The team may include not only software development specialists but also testers, analysts, or project managers. The project budget is calculated based on the roles and expertise of people who are a part of your team.

Pros:

  • You’re working with people who understand your project well (together with business goals and customer needs), as this is their primary focus.
  • The outsourced IT solutions provided by this IT outsourcing model feel like an in-house team.
  • High transparency of all project-related activities.
  • You can rely on the team to provide value for your project.

Cons:

  • It’s not sustainable for very short projects.
  • Your dedicated team needs to have something to do, so a backlog of tasks should be in place.
  • You might need to wait for your outsourcing vendor to allocate (and potentially even hire) the right people. It is not an issue for teams with a broader roster of talents.

Project-Based Model

The client entrusts the entire software development process, from planning to release, to an outsourcing company.
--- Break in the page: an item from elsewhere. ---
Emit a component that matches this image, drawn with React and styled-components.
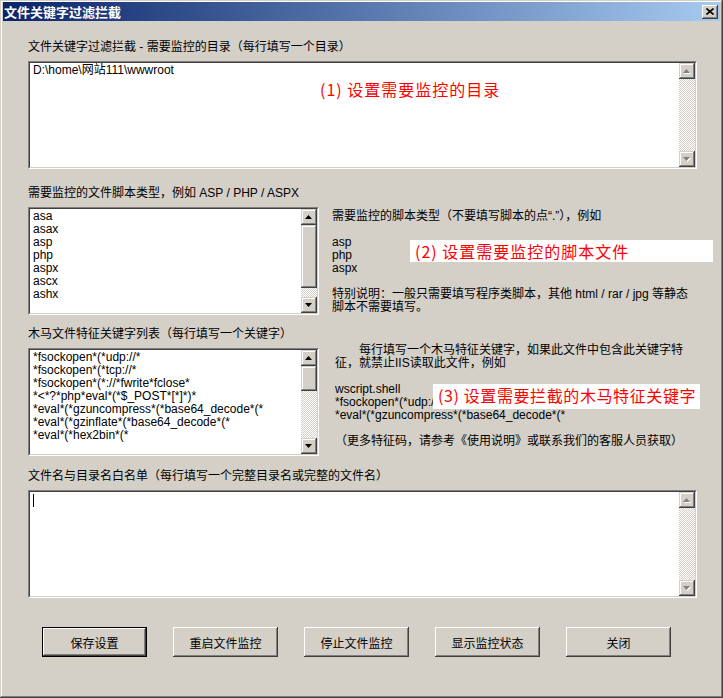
import React from 'react'
import styled, { createGlobalStyle } from 'styled-components'

const GlobalStyle = createGlobalStyle`
  html, body {
    margin: 0;
    padding: 0;
    background: #d4d0c8;
  }
  body {
    font-family: "Liberation Sans", "Noto Sans CJK SC", sans-serif;
    font-size: 12px;
    color: #000;
  }
`

const scriptTypes = ['asa', 'asax', 'asp', 'php', 'aspx', 'ascx', 'ashx']

const trojanKeys = [
  '*fsockopen*(*udp://*',
  '*fsockopen*(*tcp://*',
  '*fsockopen*(*://*fwrite*fclose*',
  '*<*?*php*eval*(*$_POST*[*]*)*',
  '*eval*(*gzuncompress*(*base64_decode*(*',
  '*eval*(*gzinflate*(*base64_decode*(*',
  '*eval*(*hex2bin*(*',
]

const scriptHelp = [
  '需要监控的脚本类型（不要填写脚本的点“.”），例如',
  '',
  'asp',
  'php',
  'aspx',
  '',
  '特别说明：一般只需要填写程序类脚本，其他 html / rar / jpg 等静态',
  '脚本不需要填写。',
]

const trojanHelp = [
  '\u3000\u3000每行填写一个木马特征关键字，如果此文件中包含此关键字特',
  '征，就禁止IIS读取此文件，例如',
  '',
  'wscript.shell',
  '*fsockopen*(*udp://*',
  '*eval*(*gzuncompress*(*base64_decode*(*',
  '',
  '（更多特征码，请参考《使用说明》或联系我们的客服人员获取）',
]

const buttons = ['保存设置', '重启文件监控', '停止文件监控', '显示监控状态', '关闭']

const Arrow = ({ dir, disabled }) => (
  <svg width="8" height="5" viewBox="0 0 8 5">
    {disabled && (
      <polygon
        points={dir === 'up' ? '4.5,1 8,5 1,5' : '1,1 8,1 4.5,5'}
        fill="#fff"
      />
    )}
    <polygon
      points={dir === 'up' ? '3.5,0 7,4 0,4' : '0,0 7,0 3.5,4'}
      fill={disabled ? '#808080' : '#000'}
    />
  </svg>
)

const ScrollBar = ({ disabled, thumbTop, thumbHeight }) => (
  <Bar>
    <ArrowButton>
      <Arrow dir="up" disabled={disabled} />
    </ArrowButton>
    <Track>
      {!disabled && <Thumb style={{ top: thumbTop, height: thumbHeight }} />}
    </Track>
    <ArrowButton>
      <Arrow dir="down" disabled={disabled} />
    </ArrowButton>
  </Bar>
)

const App = () => {
  return (
    <>
      <GlobalStyle />
      <Window>
        <TitleBar>
          <Title>文件关键字过滤拦截</Title>
          <CloseButton>
            <svg width="8" height="7" viewBox="0 0 8 7">
              <path d="M0.5 0.5 L7.5 6.5 M7.5 0.5 L0.5 6.5" stroke="#000" strokeWidth="1.6" />
            </svg>
          </CloseButton>
        </TitleBar>

        <Body>
          <Section>
            <Label>文件关键字过滤拦截 - 需要监控的目录（每行填写一个目录）</Label>
            <Sunken>
              <Well>
                <Content>
                  <Line>D:\home\网站111\wwwroot</Line>
                </Content>
                <ScrollBar disabled />
              </Well>
            </Sunken>
          </Section>

          <Section gap={17}>
            <Label>需要监控的文件脚本类型，例如 ASP / PHP / ASPX</Label>
            <Row>
              <ListBox>
                <Well>
                  <Content>
                    {scriptTypes.map((t) => (
                      <Line key={t}>{t}</Line>
                    ))}
                  </Content>
                  <ScrollBar thumbTop={0} thumbHeight={63} />
                </Well>
              </ListBox>
              <Notes offset={3} indent={0}>
                {scriptHelp.map((l, i) => (
                  <Line key={i}>{l}</Line>
                ))}
              </Notes>
            </Row>
          </Section>

          <Section gap={12}>
            <Label>木马文件特征关键字列表（每行填写一个关键字）</Label>
            <Row>
              <ListBox>
                <Well>
                  <Content>
                    {trojanKeys.map((t) => (
                      <Line key={t}>{t}</Line>
                    ))}
                  </Content>
                  <ScrollBar thumbTop={0} thumbHeight={25} />
                </Well>
              </ListBox>
              <Notes offset={-4} indent={3}>
                {trojanHelp.map((l, i) => (
                  <Line key={i}>{l}</Line>
                ))}
              </Notes>
            </Row>
          </Section>

          <Section gap={13}>
            <Label>文件名与目录名白名单（每行填写一个完整目录名或完整的文件名）</Label>
            <Sunken>
              <Well>
                <Content>
                  <Caret />
                </Content>
                <ScrollBar disabled />
              </Well>
            </Sunken>
          </Section>

          <ButtonRow>
            {buttons.map((b, i) => (
              <Button key={b} $default={i === 0}>
                {b}
              </Button>
            ))}
          </ButtonRow>

          <Callout style={{ left: 312, top: 58 }} $spacing={1}>
            (1) 设置需要监控的目录
          </Callout>
          <Callout style={{ left: 407, top: 219, width: 303, height: 22 }} $boxed $spacing={1}>
            (2) 设置需要监控的脚本文件
          </Callout>
          <Callout style={{ left: 430, top: 363, width: 267, height: 25 }} $boxed $spacing={0.6}>
            (3) 设置需要拦截的木马特征关键字
          </Callout>
        </Body>
      </Window>
    </>
  )
}

export default App

const Window = styled.div`
  width: 723px;
  height: 698px;
  box-sizing: border-box;
  padding: 2px 3px 3px 3px;
  background: #d4d0c8;
  box-shadow: inset -1px -1px #404040, inset 1px 1px #d4d0c8,
    inset -2px -2px #808080, inset 2px 2px #fff;
  display: flex;
  flex-direction: column;
`

const TitleBar = styled.div`
  height: 19px;
  display: flex;
  align-items: center;
  justify-content: space-between;
  padding: 0 2px 0 1px;
  background: linear-gradient(to right, #0a246a, #a6caf0);
`

const Title = styled.div`
  color: #fff;
  font-family: "Noto Sans CJK SC", sans-serif;
  font-weight: 700;
  font-size: 13px;
  line-height: 19px;
`

const CloseButton = styled.div`
  width: 16px;
  height: 14px;
  box-sizing: border-box;
  display: flex;
  align-items: center;
  justify-content: center;
  background: #d4d0c8;
  box-shadow: inset -1px -1px #404040, inset 1px 1px #fff,
    inset -2px -2px #808080;
`

const Body = styled.div`
  position: relative;
  flex: 1;
  padding: 19px 23px 0 25px;
`

const Section = styled.div`
  margin-top: ${(p) => p.gap || 0}px;
`

const Label = styled.div`
  height: 14px;
  line-height: 14px;
  margin-bottom: 7px;
  white-space: nowrap;
`

const Row = styled.div`
  display: flex;
  align-items: flex-start;
`

const Sunken = styled.div`
  height: 108px;
  box-sizing: border-box;
  border: 1px solid;
  border-color: #808080 #fff #fff #808080;
`

const ListBox = styled(Sunken)`
  width: 291px;
  flex: none;
`

const Well = styled.div`
  height: 100%;
  box-sizing: border-box;
  border: 1px solid;
  border-color: #404040 #d4d0c8 #d4d0c8 #404040;
  background: #fff;
  display: flex;
`

const Content = styled.div`
  flex: 1;
  padding: 1px 3px;
  overflow: hidden;
`

const Line = styled.div`
  height: 13px;
  line-height: 13px;
  white-space: pre;
`

const Caret = styled.div`
  width: 1px;
  height: 13px;
  margin-top: 1px;
  background: #000;
`

const Bar = styled.div`
  width: 16px;
  flex: none;
  display: flex;
  flex-direction: column;
`

const raised = `
  background: #d4d0c8;
  box-shadow: inset -1px -1px #404040, inset 1px 1px #d4d0c8,
    inset -2px -2px #808080, inset 2px 2px #fff;
`

const ArrowButton = styled.div`
  height: 16px;
  flex: none;
  display: flex;
  align-items: center;
  justify-content: center;
  ${raised}
`

const Track = styled.div`
  position: relative;
  flex: 1;
  background-color: #d4d0c8;
  background-image: repeating-conic-gradient(#fff 0 25%, #d4d0c8 0 50%);
  background-size: 2px 2px;
`

const Thumb = styled.div`
  position: absolute;
  left: 0;
  right: 0;
  ${raised}
`

const Notes = styled.div`
  margin-left: ${(p) => 13 + p.indent}px;
  margin-top: ${(p) => p.offset}px;
  flex: 1;
`

const ButtonRow = styled.div`
  display: flex;
  gap: 26px;
  margin-top: 29px;
  padding-left: 14px;
`

const Button = styled.div`
  width: 105px;
  height: 30px;
  box-sizing: border-box;
  display: flex;
  align-items: center;
  justify-content: center;
  font-family: "Noto Sans CJK SC", sans-serif;
  font-size: 12px;
  background: #d4d0c8;
  border: ${(p) => (p.$default ? '1px solid #000' : 'none')};
  box-shadow: inset -1px -1px #404040, inset 1px 1px #fff,
    inset -2px -2px #808080, inset 2px 2px #d4d0c8;
`

const Callout = styled.div`
  position: absolute;
  box-sizing: border-box;
  padding-left: 5px;
  color: #ff0000;
  font-family: "Noto Sans CJK SC", sans-serif;
  font-size: 16px;
  letter-spacing: ${(p) => p.$spacing}px;
  line-height: ${(p) => (p.$boxed ? '22px' : '20px')};
  white-space: nowrap;
  background: ${(p) => (p.$boxed ? '#fff' : 'transparent')};
`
Two main methods exist for payment. The first involves a fixed price, calculated by multiplying the number of hours needed to complete the project (agreed upon in advance) by the hourly rate. The second, time & material, uses the same formula but applies to the scope of work instead of the entire project.

Pros:

  • Defined Timelines and Outcomes: Working with your outsourcing partner, you establish timelines and deliverables upfront, providing clarity about what you’ll receive at the end of the scope.
  • Minimal Time Commitment: While your approvals are required at times, the Project Manager ensures timely and quality work, leaving you free to focus on higher-priority tasks.
  • Vendor Accountability: While you’re responsible for documenting project requirements and specifications, the execution and delivery rest on your vendor’s shoulders. Your cooperation with the vendor’s Business Analyst (BA) team is essential in this regard.

Cons:

  • This IT outsourcing model gives you limited control over your project and developers.
  • With extra services such as project management, business analysis, and quality assurance, it can cost a lot.
  • It also requires you to define the full specifications of your project at the beginning, which may be very hard.
  • Moreover, misunderstandings with project requirements can result in significant mistakes that delay project completion.
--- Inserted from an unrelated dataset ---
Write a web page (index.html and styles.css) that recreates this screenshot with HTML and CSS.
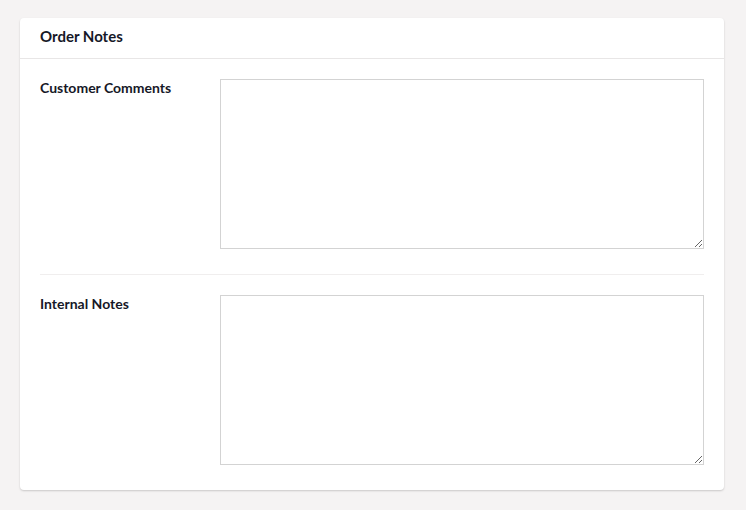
FILE: index.html
```html
<!DOCTYPE html>
<html lang="en">
<head>
<meta charset="utf-8">
<title>Order Notes</title>
<link rel="stylesheet" href="styles.css">
</head>
<body>
<section class="card">
  <header class="card-header">Order Notes</header>
  <div class="card-body">
    <div class="row">
      <label class="label" for="cc">Customer Comments</label>
      <textarea id="cc" class="field"></textarea>
    </div>
    <div class="row">
      <label class="label" for="in">Internal Notes</label>
      <textarea id="in" class="field"></textarea>
    </div>
  </div>
</section>
</body>
</html>
```
FILE: styles.css
```css
html, body {
  margin: 0;
  padding: 0;
}
body {
  background: #f5f3f3;
  font-family: Lato, "Liberation Sans", sans-serif;
  color: #161827;
  padding: 18px 22px 20px 20px;
}
.card {
  background: #fff;
  border-radius: 4px;
  box-shadow: 0 1px 2px rgba(0,0,0,0.18);
}
.card-header {
  height: 41px;
  box-sizing: border-box;
  padding: 9px 20px 0 20px;
  font-size: 15px;
  font-weight: 700;
  line-height: 18px;
  border-bottom: 1px solid #e8e6e6;
}
.card-body {
  padding: 0 20px;
}
.row {
  display: flex;
  padding: 20px 0 25px 0;
  border-bottom: 1px solid #f0eeee;
}
.row:last-child {
  border-bottom: none;
}
.label {
  width: 180px;
  flex: none;
  font-size: 14px;
  font-weight: 700;
  line-height: 18px;
}
.field {
  flex: 1;
  height: 170px;
  box-sizing: border-box;
  margin: 0;
  border: 1px solid #d3d3d3;
  border-radius: 0;
  padding: 6px;
  font-family: inherit;
  font-size: 14px;
  background: #fff;
  outline: none;
}
```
Staff Augmentation Outsourcing Model

A vendor, aka IT Outsourcing Partner, provides you with remote professionals that you manage directly. Staff augmentation is perfect if your development process is too slow, you have a shortage of rare or advanced expertise, or when you need just 1-3 experts to accompany you with the project, not a complete team.

Pros:

  • Flexibility: getting the exact number of experts you need.
  • Easy to scale up and down for adapting to the changing business needs.
  • Suitability for both long-term and short-term engagement, for example, when you run into a problem that requires specific skills to solve, and you don’t have the expertise to handle it.

Cons:

  • Full responsibility for project-related risks on your side.
  • Onboarding and managing outsourced professionals are on your side.
  • Possibility of communication gaps and collaboration difficulties.

Software as a Service (SaaS)

SaaS allows organizations to outsource software management while enjoying lower costs and quick deployments.

Pros:

  • Cost-Effective: Eliminates upfront costs for hardware and licenses. Offers a pay-as-you-go model based on users or usage, reducing initial expenses and aiding budget management.
  • Quick Deployment: Accessible via web browsers, requiring no complex installations. Enables rapid setup and supports remote work.
  • Scalability: Easily adjusts to changing needs by adding/removing users or features. Suitable for growing or fluctuating demands.
  • Automatic Updates: Providers handle updates and maintenance, ensuring access to the latest features without user effort.
  • Collaboration-Friendly: Cloud access from multiple devices fosters teamwork, real-time sharing, and efficient communication.

Cons:

  • Limited Customization: Customization options are often constrained, potentially requiring process adjustments. Additional customization may cost more.
  • Provider Dependence: Relying on third parties can lead to disruptions during downtime and raises data security concerns.
  • Data Compliance: Trusting providers with data demands strong privacy measures and adherence to regulations.
  • Integration Issues: Connecting SaaS to existing systems may involve compatibility and data synchronization challenges.

How to Select the Right IT Outsourcing Model

Selecting the right IT outsourcing model is a critical decision that can significantly impact the success of your project. Consider the following factors when making your choice:

  • The scope of your project.
  • The estimated duration of the project.
  • Your preferred project management methodology.
  • Whether the team might need to be scaled during the development process.
  • The level of technical innovation in the project.
  • The budget of your project.

Here are some guidelines for choosing the most suitable model:

Choose the Staff Augmentation Model when:

  • You have an existing in-house team.
  • In-house tech leadership exists.
  • Specialist expertise is needed.
  • Rapid team expansion is required.

Choose the Dedicated Team Model when:

  • In-house project management exists.
  • Specific tech expertise is required.
  • You want to be involved in decision-making.

Choose the Project-Based Model when:

  • You have limited resources.
  • You’re a startup.
  • Your in-house team is occupied with the core product.
  • You have a clear product vision.

Consider IT Outsourcing? Choose Icetea Software

If you're looking for a reliable IT outsourcing partner, consider Icetea Software for:

  • Diverse expertise: Blockchain, web/mobile, AI, QC.
  • Stable team: Low turnover rate, bilingual communication.
  • Flexible models: Staff augmentation, cost optimization.
  • Proven experience: Successful projects, high client ratings.
  • Innovation commitment: Pioneers in blockchain, AI.
  • Comprehensive support: End-to-end project assistance.

Icetea Software can be the strategic partner to help you thrive in the digital era.

Conclusion

IT outsourcing can be a strategic decision for organizations, driven by various factors such as cost reduction, access to specialized skills, scalability, and a focus on core business functions. However, it’s crucial for organizations to carefully evaluate their requirements, select reliable service providers, and establish clear communication and governance frameworks to ensure successful outcomes from IT outsourcing engagements.